Phase Behavior of a PVAL-Based Polymer Proton Conductor

Abstract

Solid protonic conductor gels were synthesized using poly (vinyl alcohol) (PVAL), hypophosphorous acid (H3PO2) and water as prime chemicals. The samples were characterized by means of impedance spectroscopy, fuel cell measurements, differential scanning calorimetry (DSC), thermogravimetry (TG) and X-ray diffraction. The electrical conductivity of the samples at room temperature showed a sensitive variation between 10—6 and 10—1 S/cm as the acid concentration was increased. Using the raw membranes as electrolytic separator in a fuel cell, voltages up to 726 mV were obtained. DSC thermograms showed a well-resolved step anomaly associated to a glass transition for samples with the highest acid concentrations: at about —130 °C for the first set of samples and at about —120 °C for the other sets, which indicates the amorphous character of the samples.
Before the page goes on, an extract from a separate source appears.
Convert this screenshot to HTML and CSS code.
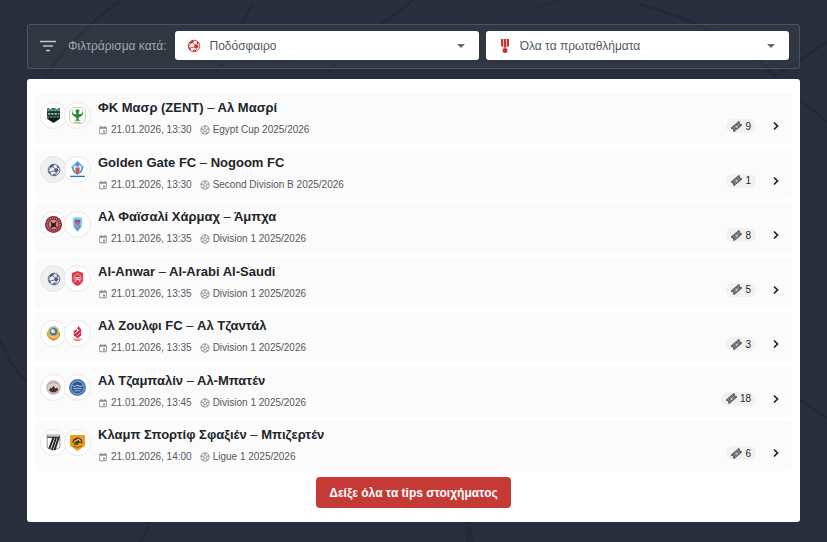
FILE: index.html
```
<!DOCTYPE html>
<html lang="el">
<head>
<meta charset="utf-8">
<meta name="viewport" content="width=device-width, initial-scale=1">
<title>Tips στοιχήματος</title>
<link rel="stylesheet" href="styles.css">
</head>
<body>
<svg class="backdrop" viewBox="0 0 827 542" preserveAspectRatio="xMidYMid slice" aria-hidden="true">
  <g fill="none" stroke="#1d2330" stroke-width="2">
    <path d="M118 2Q70 38 46 76M252 5L243 22M413 0Q395 16 380 24M640 4Q740 34 775 76L827 42M335 64l-8 10M222 64l-6 8M800 100l27 22M800 400l27 18M0 340Q10 366 27 382M140 542Q147 530 150 522M468 542L466 522M472 542L468 522"/>
    <path d="M560 0l-24 8" stroke-width="1"/>
  </g>
</svg>
<svg class="sprite" aria-hidden="true">
  <symbol id="calendar" viewBox="0 0 24 24"><path fill="currentColor" d="M19 4h-1V2h-2v2H8V2H6v2H5a2 2 0 0 0-2 2v14c0 1.100.9 2 2 2h14a2 2 0 0 0 2-2V6a2 2 0 0 0-2-2zm0 16H5V9h14v11zm-2-7h-5v5h5v-5z"/></symbol>
  <symbol id="ball" viewBox="0 0 24 24"><g fill="none" stroke="currentColor" stroke-width="2"><circle cx="12" cy="12" r="10"/><path d="M12 8l4 3-1.500 4.500h-5L8 11zM12 8V5L8.500 2.500M12 5l3.500-2.500M16 11l3-1 2.500 2M19 10l1-4M14.500 15.500l2 3M16.500 18.500h4M16.500 18.500l-2 3M9.500 15.500l-2 3M7.500 18.500h-4M7.500 18.500l2 3M8 11l-3-1-2.500 2M5 10L4 6"/></g></symbol>
  <symbol id="sport" viewBox="0 0 24 24"><circle cx="12" cy="12" r="10" fill="none" stroke="currentColor" stroke-width="1.500"/><path fill="currentColor" d="M13 9l5 0 2 4-4 4-4-3zM4 6l5-4 4 1-3 4-5 2zM2 13l4 2 1 5-3-2zM11 18l4 1-1 3-4-1zM18 4l3 4-3 0-2-3z"/><path d="M10 7l3 2M5 9l-2 4M6 15l6-1M16 17l-1 3M18 9l0-2" stroke="currentColor" stroke-width="1.500"/></symbol>
  <symbol id="ticket" viewBox="0 0 24 24"><g transform="rotate(-40 12 12)"><path fill="currentColor" d="M0 6h24v4a2 2 0 0 0 0 4v4H0v-4a2 2 0 0 0 0-4z"/><path d="M6 7v10M18 7v10" stroke="#e4e4e4" stroke-width="1.300" stroke-dasharray="2 1"/><path d="M12 8l1.300 2.700 3 .3-2.300 2 .7 3-2.700-1.500L9.300 16l.7-3-2.300-2 3-.3z" fill="#c8c8c8"/></g></symbol>
  <symbol id="chevron" viewBox="0 0 12 12"><path d="M4 2.500L7.500 6 4 9.500" fill="none" stroke="currentColor" stroke-width="1.700"/></symbol>
</svg>

<main class="page">
  <form class="filters">
    <svg class="filter-icon" viewBox="0 0 16 12" aria-hidden="true"><path d="M0 1.500h16M3 6h10M6 10.500h4" stroke="#c4c7cc" stroke-width="1.500"/></svg>
    <span class="filter-label">Φιλτράρισμα κατά:</span>
    <div class="field">
      <svg class="field-icon" aria-hidden="true"><use href="#sport"/></svg>
      <select class="field-select" aria-label="Άθλημα"><option>Ποδόσφαιρο</option></select>
      <span class="field-arrow"></span>
    </div>
    <div class="field">
      <svg class="field-icon" viewBox="0 0 14 14" aria-hidden="true"><path d="M3 0h8v7L7 9.500 3 7z" fill="#ecb5b4"/><path d="M3 0h2v8L3 7zM6 0h2v8.500H6zM9 0h2v7L9 8z" fill="currentColor"/><circle cx="7" cy="11.500" r="2.500" fill="currentColor"/></svg>
      <select class="field-select" aria-label="Πρωτάθλημα"><option>Όλα τα πρωταθλήματα</option></select>
      <span class="field-arrow"></span>
    </div>
  </form>

  <section class="panel">
    <ul class="matches">
      <li class="match">
        <div class="logos">
          <span class="logo"><svg viewBox="0 0 16 16"><path d="M2 1h2v1h2V1h4v1h2V1h2v8H2z" fill="#35736a"/><path d="M2 4h12v5H2z" fill="#17342f"/><path d="M3 6.500h10" stroke="#a9c9c2" stroke-width="1.500" stroke-dasharray="2 1"/><path d="M3 3h10" stroke="#d2e6e1" stroke-dasharray="1 2"/><path d="M2 9h12v2l-6 4-6-4z" fill="#101a1a"/><path d="M2 9.500h12" stroke="#44a384" stroke-dasharray="2 1"/></svg></span>
          <span class="logo"><svg viewBox="0 0 16 16"><rect x=".5" y=".5" width="15" height="15" rx="4" fill="#f8fcf5" stroke="#c3dfb8"/><path d="M4 2q-2 4 2 5l1-1-1-3 2-1 2 1-1 3 1 1q4-1 2-5 3 4-1 7l-2 1v2l2 1H5l2-1v-2L5 9Q1 6 4 2z" fill="#278a3a"/><path d="M5 14.500h6" stroke="#d3b267"/></svg></span>
        </div>
        <div class="info">
          <h2 class="teams">ΦΚ Μασρ (ZENT) <span class="dash">–</span> Αλ Μασρί</h2>
          <p class="meta"><svg class="meta-icon"><use href="#calendar"/></svg><time class="time">21.01.2026, 13:30</time><svg class="meta-icon"><use href="#ball"/></svg><span>Egypt Cup 2025/2026</span></p>
        </div>
        <span class="tips"><svg class="tips-icon"><use href="#ticket"/></svg>9</span>
        <a class="open" href="#" aria-label="ΦΚ Μασρ – Αλ Μασρί"><svg class="chevron"><use href="#chevron"/></svg></a>
      </li>
      <li class="match">
        <div class="logos">
          <span class="logo logo-blank"><svg viewBox="0 0 24 24" color="#52647f"><use href="#sport"/></svg></span>
          <span class="logo"><svg viewBox="0 0 16 16"><path d="M8 1L4 4.500q-2 5 4 8 6-3 4-8z" fill="#e6f3fa" stroke="#3494c9"/><circle cx="8" cy="3.500" r="2" fill="#4a9bcc"/><path d="M6 6h4v4l-2 3-2-3z" fill="#d75261"/><path d="M2.500 5l3 6M13.500 5l-3 6" stroke="#3494c9"/><path d="M1 14.500h14" stroke="#2d77b0" stroke-width="1.300"/></svg></span>
        </div>
        <div class="info">
          <h2 class="teams">Golden Gate FC <span class="dash">–</span> Nogoom FC</h2>
          <p class="meta"><svg class="meta-icon"><use href="#calendar"/></svg><time class="time">21.01.2026, 13:30</time><svg class="meta-icon"><use href="#ball"/></svg><span>Second Division B 2025/2026</span></p>
        </div>
        <span class="tips"><svg class="tips-icon"><use href="#ticket"/></svg>1</span>
        <a class="open" href="#" aria-label="Golden Gate FC – Nogoom FC"><svg class="chevron"><use href="#chevron"/></svg></a>
      </li>
      <li class="match">
        <div class="logos">
          <span class="logo"><svg viewBox="0 0 16 16"><circle cx="8" cy="8" r="8" fill="#8c2a35"/><circle cx="8" cy="8" r="6" fill="none" stroke="#d0858b" stroke-width="1.300" stroke-dasharray="1 1"/><circle cx="8" cy="8" r="4.500" fill="#c98c8d"/><path d="M5 5l3 2 3-2-1 4 2 2-4-1-3 2 1-4z" fill="#40151e"/></svg></span>
          <span class="logo"><svg class="crest-small" viewBox="0 0 16 16"><path d="M3 1q5-2 10 0v6q0 5-5 9-5-4-5-9z" fill="#93cbe3"/><path d="M5 3h6v3l-3 1-3-1z" fill="#5865a0"/><circle cx="8" cy="7" r="2.500" fill="#c06292"/><path d="M5 9l3 4 3-4" fill="none" stroke="#4b87b6" stroke-width="1.500"/></svg></span>
        </div>
        <div class="info">
          <h2 class="teams">Αλ Φαϊσαλί Χάρμαχ <span class="dash">–</span> Άμπχα</h2>
          <p class="meta"><svg class="meta-icon"><use href="#calendar"/></svg><time class="time">21.01.2026, 13:35</time><svg class="meta-icon"><use href="#ball"/></svg><span>Division 1 2025/2026</span></p>
        </div>
        <span class="tips"><svg class="tips-icon"><use href="#ticket"/></svg>8</span>
        <a class="open" href="#" aria-label="Αλ Φαϊσαλί Χάρμαχ – Άμπχα"><svg class="chevron"><use href="#chevron"/></svg></a>
      </li>
      <li class="match">
        <div class="logos">
          <span class="logo logo-blank"><svg viewBox="0 0 24 24" color="#52647f"><use href="#sport"/></svg></span>
          <span class="logo"><svg class="crest-small" viewBox="0 0 16 16"><path d="M2 2l6-2 6 2v8q-1 4-6 6-5-2-6-6z" fill="#d83c4c"/><path d="M4 10q0-6 4-7 4 1 4 7" fill="none" stroke="#f4a8ad"/><path d="M5 7h6M6 9h5M5 12l3-5 3 5" stroke="#f9cfd2" fill="none"/></svg></span>
        </div>
        <div class="info">
          <h2 class="teams">Al-Anwar <span class="dash">–</span> Al-Arabi Al-Saudi</h2>
          <p class="meta"><svg class="meta-icon"><use href="#calendar"/></svg><time class="time">21.01.2026, 13:35</time><svg class="meta-icon"><use href="#ball"/></svg><span>Division 1 2025/2026</span></p>
        </div>
        <span class="tips"><svg class="tips-icon"><use href="#ticket"/></svg>5</span>
        <a class="open" href="#" aria-label="Al-Anwar – Al-Arabi Al-Saudi"><svg class="chevron"><use href="#chevron"/></svg></a>
      </li>
      <li class="match">
        <div class="logos">
          <span class="logo"><svg class="crest-small" viewBox="0 0 16 16"><path d="M1 6h14v4q-2 4-7 6-5-2-7-6z" fill="#e59a2d"/><circle cx="8" cy="6" r="6" fill="#b7bd9c"/><circle cx="8" cy="6" r="4" fill="#57746d"/><path d="M6 3l3 1 1 3-3 1-2-2z" fill="#e1e7df"/><path d="M3 10q5 4 10 0" fill="none" stroke="#f5c66c" stroke-width="1.500"/></svg></span>
          <span class="logo"><svg class="crest-small" viewBox="0 0 16 16"><path d="M9 0l3 4v6l-4 3-4-3V5l3-1z" fill="#dc263f"/><path d="M5 8l5-4M7 11l4-4M8 3v3" stroke="#fff"/><path d="M3 14h10M5 15.500h6" stroke="#e76879"/></svg></span>
        </div>
        <div class="info">
          <h2 class="teams">Αλ Ζουλφι FC <span class="dash">–</span> Αλ Τζαντάλ</h2>
          <p class="meta"><svg class="meta-icon"><use href="#calendar"/></svg><time class="time">21.01.2026, 13:35</time><svg class="meta-icon"><use href="#ball"/></svg><span>Division 1 2025/2026</span></p>
        </div>
        <span class="tips"><svg class="tips-icon"><use href="#ticket"/></svg>3</span>
        <a class="open" href="#" aria-label="Αλ Ζουλφι FC – Αλ Τζαντάλ"><svg class="chevron"><use href="#chevron"/></svg></a>
      </li>
      <li class="match">
        <div class="logos">
          <span class="logo"><svg class="crest-small" viewBox="0 0 16 16"><circle cx="8" cy="8" r="7" fill="#d9d0cd" stroke="#c4b5b3" stroke-width="1.500"/><path d="M3 11l2-3 1 1 2-3 2 3 2-1 1 3-3 2H6z" fill="#4d302f"/><path d="M4 4q4-3 8 0M5 13.500h6" stroke="#b99998" fill="none"/></svg></span>
          <span class="logo"><svg viewBox="0 0 16 16"><circle cx="8" cy="8" r="8" fill="#4d78b3"/><circle cx="8" cy="8" r="6" fill="#2f578f" stroke="#8fadd4" stroke-width=".8"/><path d="M3 6l2 1 3-1 3 1 2-1M4 9h8M5 11h6" stroke="#9fb9dc" fill="none"/></svg></span>
        </div>
        <div class="info">
          <h2 class="teams">Αλ Τζαμπαλίν <span class="dash">–</span> Αλ-Μπατέν</h2>
          <p class="meta"><svg class="meta-icon"><use href="#calendar"/></svg><time class="time">21.01.2026, 13:45</time><svg class="meta-icon"><use href="#ball"/></svg><span>Division 1 2025/2026</span></p>
        </div>
        <span class="tips"><svg class="tips-icon"><use href="#ticket"/></svg>18</span>
        <a class="open" href="#" aria-label="Αλ Τζαμπαλίν – Αλ-Μπατέν"><svg class="chevron"><use href="#chevron"/></svg></a>
      </li>
      <li class="match">
        <div class="logos">
          <span class="logo"><svg viewBox="0 0 16 16"><path d="M2 1h12v11q-1 2-6 3-5-1-6-3z" fill="#fff" stroke="#999"/><path d="M2 3h12" stroke="#555" stroke-width="1.500"/><path d="M8 3L4 14M10.500 3L6.500 15M13 3L9 15" stroke="#222" stroke-width="1.800"/></svg></span>
          <span class="logo"><svg viewBox="0 0 16 16"><path d="M1 1h14v10l-7 5-7-5z" fill="#e99c22"/><path d="M4 5l4-2 4 2 1 4-3-1-2 2-4 0 2-2-3 0z" fill="#51401f"/><path d="M5 7l4-2 2 2" stroke="#f5dfae" fill="none"/><path d="M4 11.500l4 1 4-1" stroke="#8f6011" fill="none"/></svg></span>
        </div>
        <div class="info">
          <h2 class="teams">Κλαμπ Σπορτίφ Σφαξιέν <span class="dash">–</span> Μπιζερτέν</h2>
          <p class="meta"><svg class="meta-icon"><use href="#calendar"/></svg><time class="time">21.01.2026, 14:00</time><svg class="meta-icon"><use href="#ball"/></svg><span>Ligue 1 2025/2026</span></p>
        </div>
        <span class="tips"><svg class="tips-icon"><use href="#ticket"/></svg>6</span>
        <a class="open" href="#" aria-label="Κλαμπ Σπορτίφ Σφαξιέν – Μπιζερτέν"><svg class="chevron"><use href="#chevron"/></svg></a>
      </li>
    </ul>
    <button class="show-all" type="button">Δείξε όλα τα tips στοιχήματος</button>
  </section>
</main>
</body>
</html>
```
FILE: styles.css
```
* { box-sizing: border-box; }

body {
  margin: 0;
  background: #282e3b;
  color: #212529;
  font-family: "Liberation Sans", Arial, sans-serif;
  font-size: 12px;
}

.backdrop {
  position: absolute;
  inset: 0;
  width: 100%;
  height: 100%;
  opacity: .5;
  z-index: -1;
}

.sprite { display: none; }

.page {
  min-height: 100vh;
  padding: 24px 27px 20px;
  display: flex;
  flex-direction: column;
  gap: 10px;
}

.filters {
  display: flex;
  align-items: center;
  padding: 6px 10px 8px 12px;
  border: 1px solid #4d535e;
  border-radius: 3px;
  background: rgba(255, 255, 255, .04);
}

.filter-icon { width: 16px; height: 12px; margin-right: 12px; }

.filter-label { color: #a3a7ae; margin-right: 9px; white-space: nowrap; }

.field {
  position: relative;
  flex: 1;
  display: flex;
  color: #c33834;
}

.field + .field { margin-left: 7px; }

.field-icon {
  position: absolute;
  left: 12px;
  top: 8px;
  width: 14px;
  height: 14px;
}

.field-select {
  appearance: none;
  width: 100%;
  height: 29px;
  padding: 0 30px 0 34px;
  border: 0;
  border-radius: 3px;
  background: #fff;
  color: #54585c;
  font: inherit;
}

.field-arrow {
  position: absolute;
  right: 14px;
  top: 13px;
  border: 4px solid transparent;
  border-top-color: #62666b;
  border-bottom: 0;
  pointer-events: none;
}

.panel {
  flex: 1;
  display: flex;
  flex-direction: column;
  align-items: center;
  gap: 6px;
  padding: 15px 8px 14px;
  border-radius: 3px;
  background: #fff;
}

.matches {
  flex: 1;
  align-self: stretch;
  display: flex;
  flex-direction: column;
  justify-content: space-between;
  gap: 4px;
  margin: 0;
  padding: 0;
  list-style: none;
}

.match {
  display: flex;
  padding: 5px 10px 6px 5px;
  border-radius: 3px;
  background: #fbfbfb;
}

.logos { display: flex; align-items: center; height: 32px; margin-right: 7px; }

.logo {
  width: 27px;
  height: 27px;
  display: flex;
  align-items: center;
  justify-content: center;
  border: 1px solid #e8e8e8;
  border-radius: 50%;
  background: #fff;
}

.logo + .logo { margin-left: -3px; }

.logo svg { width: 17px; height: 17px; }

.logo .crest-small { width: 15px; height: 15px; }

.logo-blank { background: #eff0f3; border-color: #e2e4e8; }

.logo-blank svg { width: 14px; height: 14px; }

.info { flex: 1; min-width: 0; }

.teams { margin: 0; font-size: 13px; line-height: 18px; font-weight: 700; }

.dash { font-weight: 400; }

.meta {
  display: flex;
  align-items: center;
  margin: 5px 0 0;
  color: #54585c;
  font-size: 10px;
  line-height: 16px;
}

.meta-icon { width: 10px; height: 10px; margin-right: 3px; color: #8a8d91; }

.time { margin-right: 8px; }

.tips {
  align-self: flex-end;
  display: flex;
  align-items: center;
  gap: 3px;
  height: 14px;
  margin-bottom: 5px;
  padding: 0 5px;
  border-radius: 7px;
  background: #f1f1f1;
  font-size: 10px;
}

.tips-icon { width: 11px; height: 11px; color: #5d6064; }

.open {
  align-self: flex-end;
  display: flex;
  height: 14px;
  align-items: center;
  margin: 0 0 5px 14px;
  color: #1e2125;
}

.chevron { width: 12px; height: 12px; }

.show-all {
  height: 31px;
  padding: 0 13px;
  border: 0;
  border-radius: 4px;
  background: #c53a35;
  color: #fff;
  font: inherit;
  font-weight: 700;
}
```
TG traces confirmed that the membranes with higher acid concentrations have higher water contents and that the maximum rate of water removal is at about 50 °C for all samples. X-ray spectra for the raw samples at room temperature show a large peak at about 2θ = 20°, which is smaller for the higher acid content samples and increases when the samples are annealed at 70 °C, indicating that the amorphousness of PVAL complexes increases with the H3PO2 content and drops with the water removal. The results, then, indicated the presence of a separate acid/water phase in the raw samples and an increasing polymer chain intervention in the ionic mobility as the samples are thermally treated.